Big Circle Lane estate was first marketed for nearly $28M in September 2024, marking Chicagoland’s priciest listing in the region at the time

@properties Christie’s International's Ann Lyon and 595 Circle Lane in Lake Forest

Not all that glitters along suburban Chicago’s North Shore lakefront market has takers. 

A Lake Forest mansion, once the priciest listing in the Chicagoland region at $27.5 million, was pulled from the market on Tuesday after sitting unsold for almost two years, despite steep price cuts. The listing points to a scenario in the North Shore residential region where the market favors sellers, but homes in the extreme upper tier have had slower success rates and lengthier listing periods.

The six-bedroom, nine-bathroom estate at 595 Circle Lane in Lake Forest debuted in September 2024 as a 5.3-acre Italianate home with access to 570 feet of Lake Michigan shoreline. It had been on and off the market a few times since then, but suffered two major price cuts — one in January when the seller slashed the price by $2.5 million to $25 million, and another in May when the house was back on the market for a total of $17 million, with a vacant parcel of adjacent land marketed separately for $5 million, according to pricing data on public listing sites. Previously, the vacant land was marketed together with the main home property.

On Monday, the Lake Forest estate was split into two lots and marketed as pocket listings on Zillow.
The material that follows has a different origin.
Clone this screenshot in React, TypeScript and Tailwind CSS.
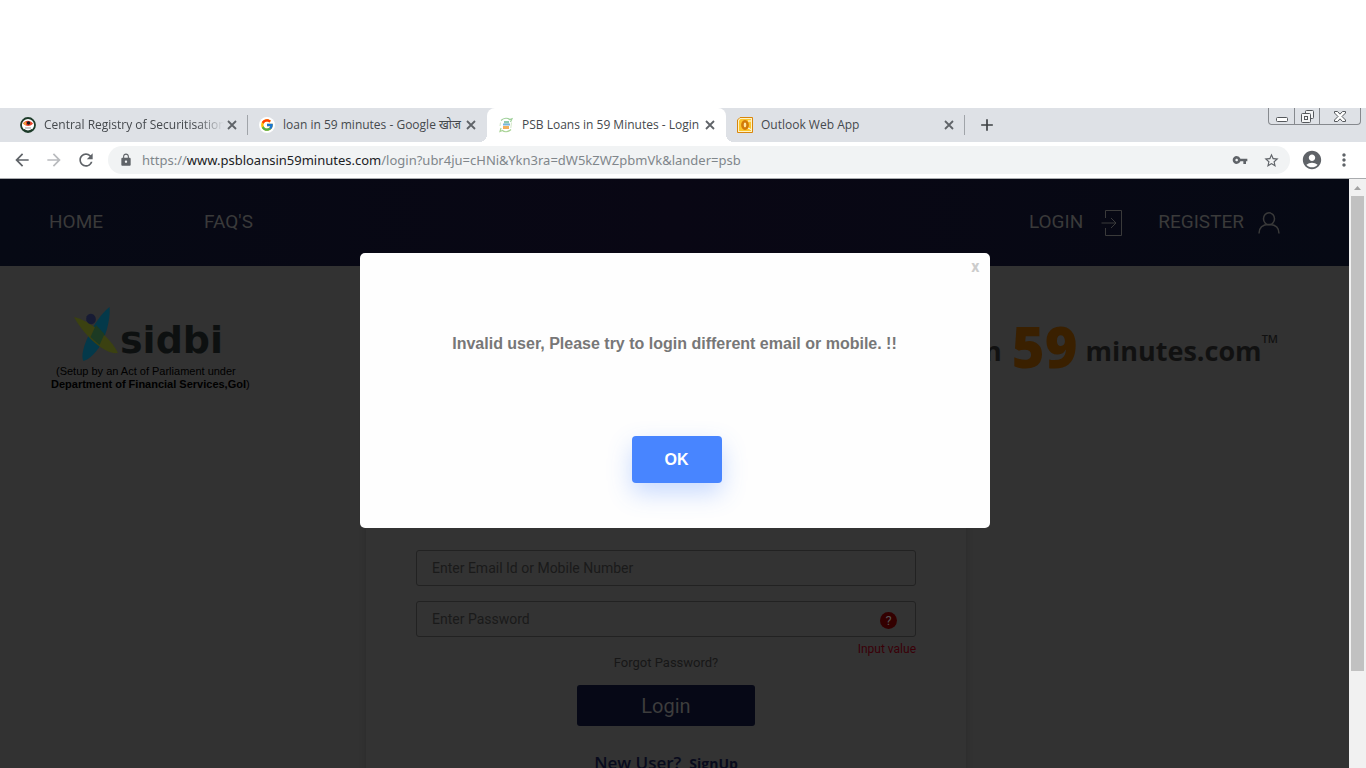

By Tuesday, however, both lots that were being advertised became “off-market.” A person familiar with the property confirmed to The Real Deal that the listing was entirely pulled and was not being marketed privately either. It is not immediately clear why.  Ann Lyon, the @properties Christie’s International agent representing the seller, Terry Rozdolsky, declined to comment. 

An iconic mansion

The 15,000-square-foot mansion, completed in 2019, includes amenities like a protected cove beach, two private boat launches, a boathouse, pool and spa, and garage space for 22 cars. The most striking feature is a grand formal staircase that descends from the mansion to the lake — the only surviving vestige of the legendary Villa Turicum estate that once dominated the area.

Rozdolsky, the homeowner and Lake Forest entrepreneur, commissioned the facelift. He acquired the site in 2010 for $4.5 million, according to Lake County public records. He is the founder of Lake Forest-based Harbortown Industries, a wholesale supplier of picture frames for retailers like Walmart and Target.

The property came onto the market after Lisa and Terry Rozdolsky divorced in 2024 and the latter retained ownership of the Lake Forest home. During the contentious divorce proceedings, the Lake Forest property, which he retained, was valued at a little more than $16 million, according to a 2024 appellate court ruling, though it’s unclear if that includes only the main house or the mansion together with the land parcel.

The Circle Lane property holds a connection to the historic estate once owned by  Harold McCormick, son of International Harvester founder Cyrus McCormick, and Edith Rockefeller McCormick, daughter of oil magnate John D. Rockefeller. The Circle Lane property’s staircase down the lake bluff is the remnant of Villa Turicum, which was a 269-acre estate including the McCormick couple’s 44-room mansion designed by renowned architect Charles Platt on lush landscaped grounds.

The McCormicks divorced in 1921, and their mansion was demolished in 1959. Developers have since parceled out the site, with multiple homes like Rozdolsky’s built on the grounds.